As an artist, one of the ingredients to doing good work is self-awareness, and that's something I cultivate.
My mother's a very spiritual woman, and I think Pentecostal religion, Bible religion, was very important to her because it gave her a context for a very spiritual approach to life.
Of course, you can't teach songwriting. You can only encourage people to do it and help them to sort out for themselves what they want to achieve, and get a list of exercises together that improves the craft and gives them more access to the craft of writing good songs.
I have a history, and I am proud of my legacy as a songwriter, all of the songs that I've brought forth into our culture. I'm proud of that.
I read Nabakov for style, Mary Karr for heart and resonance of where I come from. She's from the same part of the world that I'm from. Cormac McCarthy and Hemingway, to read the masters.
Certainly, writing a book was challenging. It took me a long time to learn how to do it. It took me seven years to get a sense of how to wean myself off the process and trickery of songwriting. You realize that giant metaphors work in songs because you have so few words. Standing alone on a page, they threaten to be overblown in a hurry.
For me, my career has never been about what I've done. But it's been about becoming, achieving, and pushing myself further.
I don't think that 'The Weight of the World' is all about politics. It's like, how the environment and how the natural topography of this planet would ever fall into a political division, debate, just leaves me confused.

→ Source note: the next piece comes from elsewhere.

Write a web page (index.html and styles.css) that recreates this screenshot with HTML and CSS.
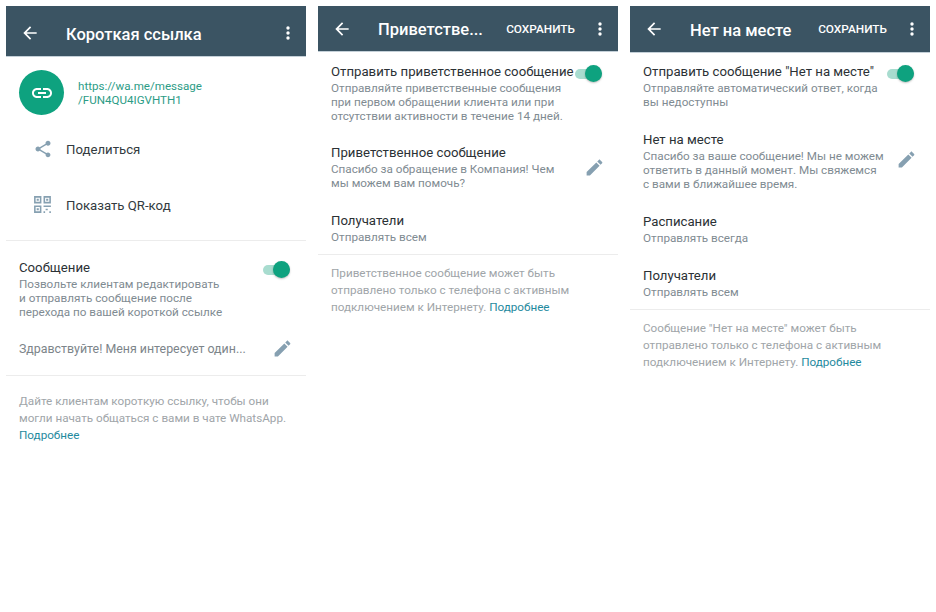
FILE: index.html
```html
<!DOCTYPE html>
<html lang="ru">

<head>
    <meta charset="UTF-8">
    <meta name="viewport" content="width=device-width, initial-scale=1.0">
    <title>Настройки</title>
    <link rel="stylesheet" href="styles.css">
</head>

<body>
    <div class="screens">
        <!-- короткая ссылка -->
        <section class="screen">
            <header class="bar bar-tall">
                <svg class="back" viewBox="0 0 24 24"><path d="M20 11H7.83l5.59-5.59L12 4l-8 8 8 8 1.41-1.41L7.83 13H20v-2z"/></svg>
                <h1 class="bar-title">Короткая ссылка</h1>
                <svg class="more" viewBox="0 0 4 14"><circle cx="2" cy="2" r="1.7"/><circle cx="2" cy="7" r="1.7"/><circle cx="2" cy="12" r="1.7"/></svg>
            </header>
            <div class="link-row">
                <div class="link-circle">
                    <svg viewBox="0 0 24 24"><path d="M3.9 12c0-1.71 1.39-3.1 3.1-3.1h4V7H7c-2.76 0-5 2.24-5 5s2.24 5 5 5h4v-1.9H7c-1.71 0-3.1-1.39-3.1-3.1zM8 13h8v-2H8v2zm9-6h-4v1.9h4c1.71 0 3.1 1.39 3.1 3.1s-1.39 3.1-3.1 3.1h-4V17h4c2.76 0 5-2.24 5-5s-2.24-5-5-5z"/></svg>
                </div>
                <div class="link-text">https://wa.me/message<br>/FUN4QU4IGVHTH1</div>
            </div>
            <div class="action">
                <svg class="action-icon" viewBox="0 0 24 24"><path d="M18 16.08c-.76 0-1.44.3-1.96.77L8.91 12.7c.05-.23.09-.46.09-.7s-.04-.47-.09-.7l7.05-4.11c.54.5 1.25.81 2.04.81 1.66 0 3-1.34 3-3s-1.34-3-3-3-3 1.34-3 3c0 .24.04.47.09.7L8.04 9.81C7.5 9.31 6.79 9 6 9c-1.66 0-3 1.34-3 3s1.34 3 3 3c.79 0 1.5-.31 2.04-.81l7.12 4.16c-.05.21-.08.43-.08.65 0 1.61 1.31 2.92 2.92 2.92 1.61 0 2.92-1.31 2.92-2.92s-1.31-2.92-2.92-2.92z"/></svg>
                <span>Поделиться</span>
            </div>
            <div class="action">
                <svg class="action-icon" viewBox="0 0 19 19"><path fill-rule="evenodd" d="M1 1h7v7H1zM2.500 2.500v4h4v-4zM10 1h7v7h-7zM11.500 2.500v4h4v-4zM1 10h7v7H1zM2.500 11.500v4h4v-4z"/><path d="M3.500 3.500h2v2h-2zM12.500 3.500h2v2h-2zM3.500 12.500h2v2h-2zM10 10h7v1.500h-7zM12 13h2v1.500h-2zM10 15.500h1.500V17H10zM15.500 15.500H17V17h-1.500z"/></svg>
                <span>Показать QR-код</span>
            </div>
            <div class="divider divider-links"></div>
            <div class="row row-message">
                <div class="row-body">
                    <div class="label">Сообщение</div>
                    <div class="sub">Позвольте клиентам редактировать<br>и отправлять сообщение после<br>перехода по вашей короткой ссылке</div>
                </div>
                <div class="toggle"><span class="knob"></span></div>
            </div>
            <div class="row row-draft">
                <div class="draft">Здравствуйте! Меня интересует один...</div>
                <svg class="pencil" viewBox="0 0 24 24"><path d="M3 17.25V21h3.75L17.81 9.94l-3.75-3.75L3 17.25zM20.710 7.040c.39-.39.39-1.020 0-1.410l-2.340-2.340c-.39-.39-1.020-.39-1.410 0l-1.830 1.830 3.750 3.750 1.830-1.830z"/></svg>
            </div>
            <div class="divider"></div>
            <p class="note note-first">Дайте клиентам короткую ссылку, чтобы они<br>могли начать общаться с вами в чате WhatsApp.<br><a class="more-link">Подробнее</a></p>
        </section>

        <!-- приветственное сообщение -->
        <section class="screen">
            <header class="bar">
                <svg class="back" viewBox="0 0 24 24"><path d="M20 11H7.83l5.59-5.59L12 4l-8 8 8 8 1.41-1.41L7.83 13H20v-2z"/></svg>
                <h1 class="bar-title">Приветстве...</h1>
                <span class="save">СОХРАНИТЬ</span>
                <svg class="more" viewBox="0 0 4 14"><circle cx="2" cy="2" r="1.7"/><circle cx="2" cy="7" r="1.7"/><circle cx="2" cy="12" r="1.7"/></svg>
            </header>
            <div class="row row-top">
                <div class="row-body">
                    <div class="label">Отправить приветственное сообщение</div>
                    <div class="sub">Отправляйте приветственные сообщения<br>при первом обращении клиента или при<br>отсутствии активности в течение 14 дней.</div>
                </div>
                <div class="toggle"><span class="knob"></span></div>
            </div>
            <div class="row row-greeting">
                <div class="row-body">
                    <div class="label">Приветственное сообщение</div>
                    <div class="sub">Спасибо за обращение в Компания! Чем<br>мы можем вам помочь?</div>
                </div>
                <svg class="pencil" viewBox="0 0 24 24"><path d="M3 17.25V21h3.75L17.81 9.94l-3.75-3.75L3 17.25zM20.710 7.040c.39-.39.39-1.020 0-1.410l-2.340-2.340c-.39-.39-1.020-.39-1.410 0l-1.830 1.830 3.750 3.750 1.830-1.830z"/></svg>
            </div>
            <div class="row row-last">
                <div class="row-body">
                    <div class="label">Получатели</div>
                    <div class="sub">Отправлять всем</div>
                </div>
            </div>
            <div class="divider"></div>
            <p class="note">Приветственное сообщение может быть<br>отправлено только с телефона с активным<br>подключением к Интернету. <a class="more-link">Подробнее</a></p>
        </section>

        <!-- нет на месте -->
        <section class="screen">
            <header class="bar bar-away">
                <svg class="back" viewBox="0 0 24 24"><path d="M20 11H7.83l5.59-5.59L12 4l-8 8 8 8 1.41-1.41L7.83 13H20v-2z"/></svg>
                <h1 class="bar-title">Нет на месте</h1>
                <span class="save">СОХРАНИТЬ</span>
                <svg class="more" viewBox="0 0 4 14"><circle cx="2" cy="2" r="1.7"/><circle cx="2" cy="7" r="1.7"/><circle cx="2" cy="12" r="1.7"/></svg>
            </header>
            <div class="row row-top">
                <div class="row-body">
                    <div class="label">Отправить сообщение "Нет на месте"</div>
                    <div class="sub">Отправляйте автоматический ответ, когда<br>вы недоступны</div>
                </div>
                <div class="toggle"><span class="knob"></span></div>
            </div>
            <div class="row row-away">
                <div class="row-body">
                    <div class="label">Нет на месте</div>
                    <div class="sub">Спасибо за ваше сообщение! Мы не можем<br>ответить в данный момент. Мы свяжемся<br>с вами в ближайшее время.</div>
                </div>
                <svg class="pencil" viewBox="0 0 24 24"><path d="M3 17.25V21h3.75L17.81 9.94l-3.75-3.75L3 17.25zM20.710 7.040c.39-.39.39-1.020 0-1.410l-2.340-2.340c-.39-.39-1.020-.39-1.410 0l-1.830 1.830 3.750 3.750 1.830-1.830z"/></svg>
            </div>
            <div class="row row-schedule">
                <div class="row-body">
                    <div class="label">Расписание</div>
                    <div class="sub">Отправлять всегда</div>
                </div>
            </div>
            <div class="row row-last">
                <div class="row-body">
                    <div class="label">Получатели</div>
                    <div class="sub">Отправлять всем</div>
                </div>
            </div>
            <div class="divider"></div>
            <p class="note">Сообщение "Нет на месте" может быть<br>отправлено только с телефона с активным<br>подключением к Интернету. <a class="more-link">Подробнее</a></p>
        </section>
    </div>
</body>

</html>
```
FILE: styles.css
```css
* {
    box-sizing: border-box;
}

body {
    margin: 0;
    background: #fff;
    font-family: Roboto, "Liberation Sans", sans-serif;
}

.screens {
    display: flex;
    gap: 12px;
    padding: 6px;
}

.screen {
    width: 300px;
    flex: none;
}

.bar {
    display: flex;
    align-items: center;
    height: 46px;
    padding: 0 16px 0 14px;
    background: #3b5463;
    border-bottom: 1px solid #c4d0d8;
    color: #fff;
}

.bar-tall {
    height: 51px;
    padding-top: 4px;
}

.bar-away {
    height: 47px;
}

.back {
    width: 20px;
    height: 20px;
    flex: none;
    fill: #fff;
}

.bar-title {
    margin: 2px 0 0 26px;
    flex: 1;
    font-size: 16.500px;
    font-weight: 500;
    white-space: nowrap;
}

.save {
    margin-right: 23px;
    font-size: 11.800px;
    font-weight: 500;
}

.more {
    width: 4px;
    height: 14px;
    flex: none;
    fill: #fff;
}

.link-row {
    display: flex;
    align-items: center;
    gap: 14px;
    padding: 13px 13px 6px;
}

.link-circle {
    display: flex;
    align-items: center;
    justify-content: center;
    width: 45px;
    height: 45px;
    border-radius: 50%;
    background: #0ea27f;
}

.link-circle svg {
    width: 24px;
    height: 24px;
    fill: #fff;
}

.link-text {
    font-size: 11.600px;
    line-height: 14px;
    color: #2c9c86;
}

.action {
    display: flex;
    align-items: center;
    gap: 13px;
    height: 56px;
    padding-left: 27px;
    font-size: 13.200px;
    color: #333b40;
}

.action-icon {
    width: 20px;
    height: 20px;
    fill: #86a0b1;
}

.divider {
    height: 1px;
    background: #ececec;
}

.divider-links {
    margin-top: 7px;
}

.row {
    display: flex;
    justify-content: space-between;
    padding: 0 16px 0 13px;
}

.row-body {
    white-space: nowrap;
}

.label {
    font-size: 13.200px;
    line-height: 16px;
    color: #2b3135;
}

.sub {
    margin-top: 0.500px;
    font-size: 11.700px;
    line-height: 14.300px;
    color: #7f8b92;
}

.toggle {
    position: relative;
    width: 27px;
    height: 10px;
    margin-top: 5px;
    border-radius: 5px;
    background: #a8dccf;
    flex: none;
}

.knob {
    position: absolute;
    top: -4px;
    right: 0;
    width: 17px;
    height: 17px;
    border-radius: 50%;
    background: #0ea27f;
    box-shadow: 0 1px 2px rgba(0, 0, 0, .25);
}

.pencil {
    width: 21px;
    height: 21px;
    margin-right: -3px;
    flex: none;
    fill: #86a0b1;
}

.row-message {
    padding-top: 19px;
}

.row-draft {
    align-items: center;
    padding-top: 19px;
    padding-bottom: 16px;
}

.draft {
    font-size: 12.400px;
    line-height: 16px;
    white-space: nowrap;
    color: #7d858a;
}

.row-top {
    padding-top: 12px;
}

.bar-away + .row-top {
    padding-top: 11px;
}

.row-greeting {
    align-items: center;
    padding-top: 22px;
}

.row-last {
    padding-top: 23px;
    padding-bottom: 10px;
}

.row-away {
    align-items: center;
    padding-top: 23px;
}

.row-away .pencil {
    margin-bottom: 5px;
}

.row-schedule {
    padding-top: 23px;
}

.note {
    margin: 0;
    padding: 9.500px 13px 0;
    font-size: 11.700px;
    line-height: 17px;
    color: #a0a5a9;
    white-space: nowrap;
}

.note-first {
    padding-top: 17px;
}

.more-link {
    color: #1f8a9e;
}
```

I'm enough of a southeast Texas boy - there's enough white trash in my blood that when somebody gives me money to make a record, I feel like I have to please them instead of myself.
People ask me, 'What is the mystique of the Texas songwriter?' Well, we ran barefoot from March until November. I think there's something about being a barefoot kid that gets you closer to the place - you take root.
The beautiful despair is never fruitless. It keeps you going. Like when I first heard Bob Dylan do 'Things Have Changed,' or any time I see any work of art really beautifully done, like Michelangelo's 'The David' or that movie 'Lost in Translation' - it inspires me to try and find my own version of that.
When I was 22 years old, and I first got to Nashville, women or girls were objects. It was a conquest. My emptiness inside and the external manifestation of my ego was to somehow conquer women.
Sustaining a narrative in sentences and paragraphs is very different from songwriting. But the dedication to the craft and just the endurance that it takes, you know, to stick with it and believe you can pull it out and make it real and finish it, I learned that a long time ago writing songs.